The USA Today had an interesting article on teachers/schools/districts manipulating/cheating on student test scores in various ways…http://www.usatoday.com/news/education/2011-03-06-school-testing_N.htm?loc=interstitialskip.
Apparently, multiple research studies in different states have been conducted revealing that statistically improbable test score improvements at certain schools or in certain classes occasionally occur that look awfully fishy and would be almost impossible to achieve in reality – thereby raising “red flags” and the question of impropriety. However, I could have told those researchers that education statistics should often be taken with a grain of salt based on my very minimal and brief experience working at an educational non-profit and as a teacher – no expensive research projects needed. Education statistics are all too often a load of garbage and can be manipulated in a variety of ways (like most other kinds of statistics, come to think of it).
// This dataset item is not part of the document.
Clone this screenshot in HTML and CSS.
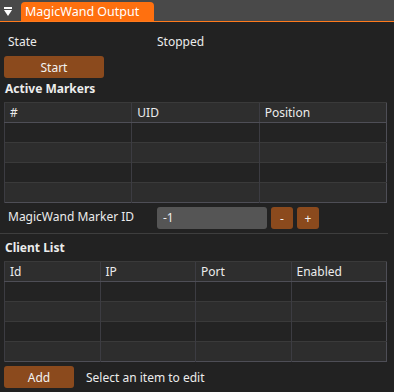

Whether it is teachers making up baseline test scores, tests being conducted in non-standardized environments (e.g. students get a different length of time to take pre vs. post-tests, students’ attitudes are different on the Friday before winter break vs. the Monday of the second week of school, etc.), or the more blatant ways of “cheating” (e.g. teachers giving students the exact answers to test questions on study guides, administrators going back and correcting student answers, etc.), all sorts of inconsistencies and outside factors come into play when analyzing education statistics.
This is only one reason of many why I think it is silly and misguided to tie teachers’ salaries to students’ test scores, hand out funding to schools based solely on test score improvements, etc., etc. – the pressure to cheat or fake or manipulate or bend or fudge education statistics only increases when these added ‘incentives’ or ‘dis-incentives’ are thrown into the equation.